Brown’s neighbor decided that the program wasn’t for him, but she decided it was just what she needed.
“The children are just delightful,” says Brown of the students she’s tutoring. “It’s a real pleasure to be around them.”
The 63-year-old DC resident started in August and goes twice a week to Van Ness Elementary School in southeast DC to help pre-K students.
Born in the United Kingdom, Brown has lived in many countries, including Germany, Canada and the Bahamas, and has had many careers. She worked as a medical assistant, owner of a photography business and a stay at home mom. Her husband is a journalist.
With a lifelong love of reading and writing, Brown wanted to volunteer as a way to give back to children. Her daughter is now 38, but Brown started reading with her at 10 months. Her daughter was reading fluently before she was 3 years old and now holds master’s degrees in French, international relations and library and information studies. Brown’s son also holds a master’s degree in history.

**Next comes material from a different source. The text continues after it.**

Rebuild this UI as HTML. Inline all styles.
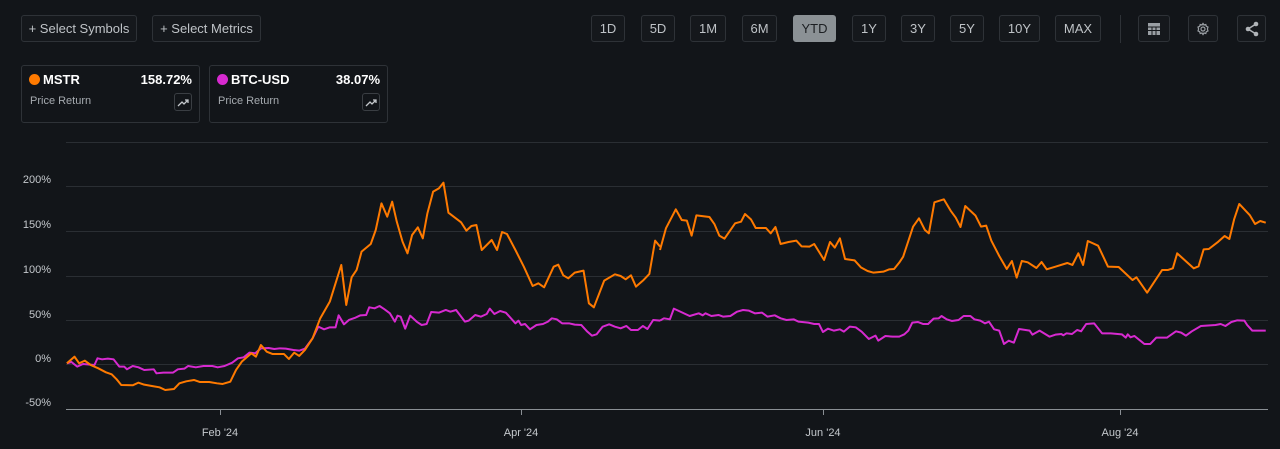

“I thought about it when I saw what the program was about and I said how fortunate my own kids have been,” Brown says. “It might be good to try and help somebody else’s. Reading is everything.”
Brown notes she gets a good feeling from volunteering her time with the program. “Children, once they can read, (the skill) can take them further. … Once you teach a child to read, literacy can lift them up out of poverty. That is such an important thing today. There are too many kids that cannot read.”

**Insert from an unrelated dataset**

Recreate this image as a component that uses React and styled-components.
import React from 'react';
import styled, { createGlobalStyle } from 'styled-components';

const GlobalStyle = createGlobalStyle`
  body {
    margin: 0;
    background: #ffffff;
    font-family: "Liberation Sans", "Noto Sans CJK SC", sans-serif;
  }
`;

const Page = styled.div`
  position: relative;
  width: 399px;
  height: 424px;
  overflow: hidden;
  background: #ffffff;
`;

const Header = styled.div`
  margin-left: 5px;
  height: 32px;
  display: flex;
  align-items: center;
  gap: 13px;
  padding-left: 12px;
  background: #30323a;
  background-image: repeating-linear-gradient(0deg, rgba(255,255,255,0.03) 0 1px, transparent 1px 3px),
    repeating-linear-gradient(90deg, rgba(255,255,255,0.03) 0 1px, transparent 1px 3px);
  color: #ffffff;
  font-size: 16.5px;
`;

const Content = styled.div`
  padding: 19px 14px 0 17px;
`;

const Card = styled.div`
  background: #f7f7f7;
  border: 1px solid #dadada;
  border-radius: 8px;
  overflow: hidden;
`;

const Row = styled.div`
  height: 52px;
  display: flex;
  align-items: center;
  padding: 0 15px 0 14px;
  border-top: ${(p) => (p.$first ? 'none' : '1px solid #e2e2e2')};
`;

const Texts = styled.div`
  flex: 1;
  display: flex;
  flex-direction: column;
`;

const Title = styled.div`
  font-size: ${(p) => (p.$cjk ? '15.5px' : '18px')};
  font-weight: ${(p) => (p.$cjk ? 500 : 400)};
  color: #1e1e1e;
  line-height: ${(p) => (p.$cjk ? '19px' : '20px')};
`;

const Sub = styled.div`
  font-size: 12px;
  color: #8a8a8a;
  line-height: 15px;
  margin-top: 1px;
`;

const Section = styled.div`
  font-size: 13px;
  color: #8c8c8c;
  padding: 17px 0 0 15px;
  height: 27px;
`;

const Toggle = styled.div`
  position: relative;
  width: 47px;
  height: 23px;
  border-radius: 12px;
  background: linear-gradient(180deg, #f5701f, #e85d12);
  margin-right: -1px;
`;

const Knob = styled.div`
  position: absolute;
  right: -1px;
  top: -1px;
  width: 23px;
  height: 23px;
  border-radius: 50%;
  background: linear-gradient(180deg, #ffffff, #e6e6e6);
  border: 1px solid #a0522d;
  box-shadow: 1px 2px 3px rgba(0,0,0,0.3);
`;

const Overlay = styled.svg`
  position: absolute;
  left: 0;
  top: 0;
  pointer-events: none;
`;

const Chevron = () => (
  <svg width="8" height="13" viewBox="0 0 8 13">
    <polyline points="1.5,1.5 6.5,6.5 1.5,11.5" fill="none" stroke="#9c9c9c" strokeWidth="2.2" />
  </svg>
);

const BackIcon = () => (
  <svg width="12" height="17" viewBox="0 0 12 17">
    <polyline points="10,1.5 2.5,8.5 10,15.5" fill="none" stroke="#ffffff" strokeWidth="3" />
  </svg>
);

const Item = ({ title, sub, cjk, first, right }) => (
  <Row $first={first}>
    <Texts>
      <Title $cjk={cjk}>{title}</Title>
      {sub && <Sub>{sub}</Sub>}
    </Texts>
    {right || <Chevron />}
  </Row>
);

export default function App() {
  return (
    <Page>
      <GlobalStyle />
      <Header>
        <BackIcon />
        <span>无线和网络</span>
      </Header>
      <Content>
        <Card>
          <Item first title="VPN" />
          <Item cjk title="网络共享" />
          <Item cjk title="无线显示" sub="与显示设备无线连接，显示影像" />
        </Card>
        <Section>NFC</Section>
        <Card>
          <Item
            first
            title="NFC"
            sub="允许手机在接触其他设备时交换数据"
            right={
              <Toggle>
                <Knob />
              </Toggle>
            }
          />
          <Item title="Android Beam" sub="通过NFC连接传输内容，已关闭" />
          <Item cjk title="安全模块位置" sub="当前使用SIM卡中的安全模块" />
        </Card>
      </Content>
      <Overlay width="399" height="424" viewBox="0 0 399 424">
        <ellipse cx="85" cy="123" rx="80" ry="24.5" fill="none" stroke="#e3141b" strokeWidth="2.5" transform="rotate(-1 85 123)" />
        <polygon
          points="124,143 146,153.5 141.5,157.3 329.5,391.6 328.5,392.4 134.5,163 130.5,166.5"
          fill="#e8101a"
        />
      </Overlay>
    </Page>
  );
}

She encourages other seniors to get involved in the program or something else that gives back. “Just go for it,” she says. “It’s so much nicer to be able to do something with your spare time and feel you are still useful, because so many people when they get older they don’t feel useful. They feel like they have been tossed aside. Get out there and try it. You will find something where you fit.”

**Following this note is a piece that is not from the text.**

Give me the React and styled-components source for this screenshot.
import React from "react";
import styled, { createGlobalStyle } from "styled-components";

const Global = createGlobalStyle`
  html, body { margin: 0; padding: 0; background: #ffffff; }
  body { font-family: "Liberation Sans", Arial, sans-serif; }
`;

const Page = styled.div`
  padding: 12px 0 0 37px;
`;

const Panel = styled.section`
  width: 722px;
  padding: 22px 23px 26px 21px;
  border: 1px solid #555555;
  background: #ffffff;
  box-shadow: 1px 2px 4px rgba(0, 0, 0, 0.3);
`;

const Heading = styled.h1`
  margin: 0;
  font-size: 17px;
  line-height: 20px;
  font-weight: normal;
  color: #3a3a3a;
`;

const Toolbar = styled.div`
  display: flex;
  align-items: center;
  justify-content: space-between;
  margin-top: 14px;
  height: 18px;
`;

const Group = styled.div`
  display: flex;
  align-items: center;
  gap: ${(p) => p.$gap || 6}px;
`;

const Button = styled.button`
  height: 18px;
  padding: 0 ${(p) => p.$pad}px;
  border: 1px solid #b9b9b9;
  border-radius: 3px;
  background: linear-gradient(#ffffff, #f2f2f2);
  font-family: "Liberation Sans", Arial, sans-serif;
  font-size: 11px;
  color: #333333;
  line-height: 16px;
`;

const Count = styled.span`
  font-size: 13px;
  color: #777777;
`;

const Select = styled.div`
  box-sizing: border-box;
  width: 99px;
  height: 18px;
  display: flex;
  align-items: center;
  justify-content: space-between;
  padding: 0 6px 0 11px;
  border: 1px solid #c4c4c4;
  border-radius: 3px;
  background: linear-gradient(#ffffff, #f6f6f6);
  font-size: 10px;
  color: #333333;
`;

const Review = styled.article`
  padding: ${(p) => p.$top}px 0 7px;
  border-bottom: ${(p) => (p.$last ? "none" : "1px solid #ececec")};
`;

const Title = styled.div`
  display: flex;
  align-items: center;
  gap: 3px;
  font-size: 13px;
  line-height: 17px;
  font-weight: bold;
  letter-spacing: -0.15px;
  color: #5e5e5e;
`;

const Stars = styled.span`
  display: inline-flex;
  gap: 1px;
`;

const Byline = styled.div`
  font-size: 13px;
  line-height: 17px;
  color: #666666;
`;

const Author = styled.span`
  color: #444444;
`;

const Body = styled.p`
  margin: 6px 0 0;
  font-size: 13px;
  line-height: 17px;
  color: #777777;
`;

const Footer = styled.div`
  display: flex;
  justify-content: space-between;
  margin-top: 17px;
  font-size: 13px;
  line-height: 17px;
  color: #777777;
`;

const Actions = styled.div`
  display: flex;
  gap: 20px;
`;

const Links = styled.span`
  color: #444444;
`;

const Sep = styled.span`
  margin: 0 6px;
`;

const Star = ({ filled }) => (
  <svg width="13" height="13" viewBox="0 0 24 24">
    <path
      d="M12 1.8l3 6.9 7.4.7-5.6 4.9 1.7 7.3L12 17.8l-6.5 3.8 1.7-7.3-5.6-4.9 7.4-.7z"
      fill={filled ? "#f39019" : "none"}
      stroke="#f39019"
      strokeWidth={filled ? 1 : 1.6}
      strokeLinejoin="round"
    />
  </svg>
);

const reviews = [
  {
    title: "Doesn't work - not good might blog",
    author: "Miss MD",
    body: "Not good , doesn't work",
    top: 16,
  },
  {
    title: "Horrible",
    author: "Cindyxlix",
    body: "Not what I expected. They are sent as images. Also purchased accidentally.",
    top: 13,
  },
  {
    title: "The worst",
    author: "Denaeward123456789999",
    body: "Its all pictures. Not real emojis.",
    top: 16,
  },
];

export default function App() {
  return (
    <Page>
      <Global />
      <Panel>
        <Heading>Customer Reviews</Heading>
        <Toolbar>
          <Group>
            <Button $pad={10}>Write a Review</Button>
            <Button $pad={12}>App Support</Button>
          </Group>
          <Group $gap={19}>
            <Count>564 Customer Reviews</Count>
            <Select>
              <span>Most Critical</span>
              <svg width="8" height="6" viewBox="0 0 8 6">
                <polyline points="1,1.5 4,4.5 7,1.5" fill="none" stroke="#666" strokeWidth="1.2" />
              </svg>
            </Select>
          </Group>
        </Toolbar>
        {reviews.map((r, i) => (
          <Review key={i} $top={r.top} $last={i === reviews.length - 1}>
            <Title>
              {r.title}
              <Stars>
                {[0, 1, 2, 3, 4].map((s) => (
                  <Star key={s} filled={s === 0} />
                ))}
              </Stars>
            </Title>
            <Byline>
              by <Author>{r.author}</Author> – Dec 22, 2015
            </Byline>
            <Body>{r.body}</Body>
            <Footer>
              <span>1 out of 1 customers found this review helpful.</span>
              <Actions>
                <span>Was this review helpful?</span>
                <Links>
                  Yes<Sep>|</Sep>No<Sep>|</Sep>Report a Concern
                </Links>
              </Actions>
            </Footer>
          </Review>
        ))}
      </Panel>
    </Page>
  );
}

“You have to fill your life with something.”
Fellow Experience Corps volunteer Earl Robinson spent years in the accounting and finance world before leaving in his early 50s, but he didn’t find enjoyment in his retirement. “I was F Fsitting at home, wasting away,” he says. “I was gaining weight. My health started deteriorating.”
One day, he saw an ad for the AARP Foundation Experience Corps and “I said ‘this is an opportunity to reach out to the community and to help young minds, young kids, and to meet other seniors and other people around my age’,” he says.
That was three years ago and today he volunteers five days a week at Patterson Elementary and four days a week at an after-school program, both in DC, doing oneon-one, small group and literary assistance for teachers of grades pre-K to third.
Initially, the 56-year-old only planned to do a few days a week, but the children kept asking him to come back so he added more days to volunteer. “They started learning more,” he says. “They started picking up faster and started moving a little bit quicker in their learning.
To see that lightbulb come on, they start lighting up. They become more involved with the class and with me tutoring them.”
The DC resident has been asked by others why he gives so much time to the students. His answer is simple: Because they need it. “It’s a win-win,” he says. “I am also winning and they are winning.”
Robinson enjoys seeing the children grow. The first class of children he tutored are now in fourth grade and are overjoyed to see him in the school hallways. He feels the volunteering has given him a purpose. “I think after you hit a certain age, you feel that you’ve done everything you needed to do in life, but your life is continuing to go on,” Robinson says. “You have to fill your life with something. If you are just sitting at home watching television, there is not a purpose there. When you are giving back, whether it is one day a week or five days a week, you are still giving back to someone other than yourself and you feel more satisfied. Well, I do. I feel more satisfied that I am doing something for someone else other than myself.”